L2 Syntactical Complexity Analyzer (L2SCA) developed by Xiaofei Lu at the Pennsylvania State University, is a computational tool which produces syntactic complexity indices of written English language texts. [1] Along with Coh-Metrix, the L2SCA is one of the most extensively used computational tool to compute indices of second language writing development. The L2SCA is also widely utilised in the field of corpus linguistics. [2] The L2SCA is available in a single and a batch mode.
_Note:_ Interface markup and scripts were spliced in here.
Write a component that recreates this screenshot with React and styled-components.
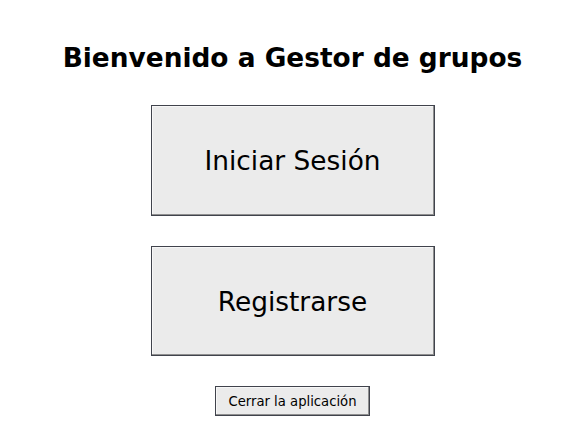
import React from "react";
import styled, { createGlobalStyle } from "styled-components";

const Global = createGlobalStyle`
  html, body { margin: 0; padding: 0; background: #ffffff; }
  body { font-family: "DejaVu Sans", "Liberation Sans", sans-serif; }
`;

const Page = styled.div`
  width: 585px;
  height: 447px;
  display: flex;
  flex-direction: column;
  align-items: center;
  padding-top: 41px;
  box-sizing: border-box;
`;

const Title = styled.h1`
  margin: 0 0 30px;
  font-family: "DejaVu Sans", sans-serif;
  font-weight: bold;
  font-size: 26.4px;
  line-height: 34px;
  color: #000;
  white-space: nowrap;
`;

const Button = styled.button`
  box-sizing: border-box;
  width: ${(p) => (p.$small ? 155 : 284)}px;
  height: ${(p) => p.$h}px;
  margin: 0 0 ${(p) => p.$gap || 0}px;
  padding: 0;
  background: #ebebeb;
  border: 1px solid #40434c;
  box-shadow: inset -1px -1px 0 #8f8f8f, inset 1px 1px 0 #f7f7f7;
  font-family: "DejaVu Sans", sans-serif;
  font-size: ${(p) => (p.$small ? 13.2 : 26.4)}px;
  color: #000;
  cursor: pointer;
  display: flex;
  align-items: center;
  justify-content: center;
  white-space: nowrap;
`;

export default function App() {
  return (
    <>
      <Global />
      <Page>
        <Title>Bienvenido a Gestor de grupos</Title>
        <Button $h={111} $gap={30}>Iniciar Sesión</Button>
        <Button $h={110} $gap={30}>Registrarse</Button>
        <Button $small $h={30}>Cerrar la aplicación</Button>
      </Page>
    </>
  );
}
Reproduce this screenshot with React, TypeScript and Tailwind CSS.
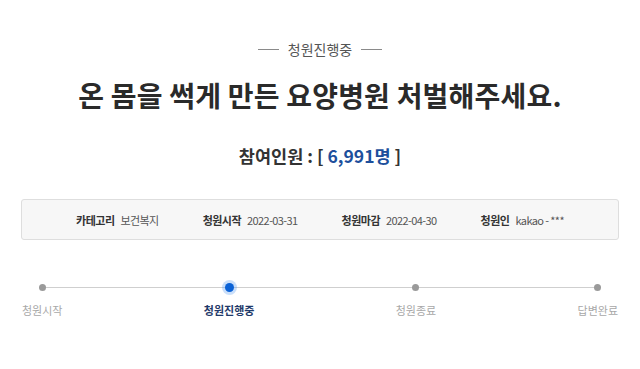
const font = { fontFamily: '"Noto Sans CJK KR", "Noto Sans", sans-serif' }

const infoItems = [
  { label: "카테고리", value: "보건복지" },
  { label: "청원시작", value: "2022-03-31" },
  { label: "청원마감", value: "2022-04-30" },
  { label: "청원인", value: "kakao - ***" },
]

const steps = [
  { name: "청원시작", active: false },
  { name: "청원진행중", active: true },
  { name: "청원종료", active: false },
  { name: "답변완료", active: false },
]

export default function App() {
  return (
    <div className="w-[640px] h-[369px] bg-white overflow-hidden" style={font}>
      <div className="flex items-center justify-center gap-[9px] pt-[38px]">
        <span className="w-[21px] h-px bg-[#8a8a8a]"></span>
        <span className="text-[14px] leading-[22px] text-[#555]">청원진행중</span>
        <span className="w-[21px] h-px bg-[#8a8a8a]"></span>
      </div>

      <h1 className="mt-[17px] text-center text-[28px] leading-[36px] font-bold text-[#2a2a2a] tracking-[0.2px]">
        온 몸을 썩게 만든 요양병원 처벌해주세요.
      </h1>

      <p className="mt-[31px] text-center text-[17.5px] leading-[24px] font-bold text-[#333]">
        참여인원 : [ <span className="text-[#1d4f9c]">6,991명</span> ]
      </p>

      <div className="mx-[21px] mt-[31px] h-[41px] rounded-[3px] border border-[#dedede] bg-[#f7f7f7] flex items-center justify-center gap-[44px]">
        {infoItems.map((item) => (
          <div key={item.label} className="flex items-center gap-[6px] text-[11px] leading-[16px]">
            <span className="font-bold text-[#333] tracking-[-0.5px]">{item.label}</span>
            <span className="text-[#555] tracking-[-0.6px]">{item.value}</span>
          </div>
        ))}
      </div>

      <div className="relative mx-[22px] mt-[42px]">
        <div className="absolute left-[19px] right-[20px] top-[5px] h-px bg-[#cfcfcf]"></div>
        <div className="relative flex justify-between">
          {steps.map((s) => (
            <div key={s.name} className="flex flex-col items-center">
              <div className="h-[11px] flex items-center justify-center">
                {s.active ? (
                  <span className="w-[9px] h-[9px] rounded-full bg-[#0b62d6] shadow-[0_0_0_3px_rgba(80,150,240,0.3)]"></span>
                ) : (
                  <span className="w-[7px] h-[7px] rounded-full bg-[#9a9a9a]"></span>
                )}
              </div>
              <span
                className={
                  s.active
                    ? "mt-[9px] text-[11px] leading-[16px] font-bold text-[#1f3a6a]"
                    : "mt-[9px] text-[11px] leading-[16px] text-[#a8a8a8]"
                }
              >
                {s.name}
              </span>
            </div>
          ))}
        </div>
      </div>
    </div>
  )
}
The first provides the possibility of analyzing a single written text for 14 syntactic complexity indices. [3] The latter allows the user to analyze 30 written texts simultaneously.
The L2SCA has been used in numerous studies in the field of second language writing development to compute indices of syntactic complexity. [4] [5] [6]
The L2SCA has also been used in various studies in the field of corpus linguistics. [7] [8]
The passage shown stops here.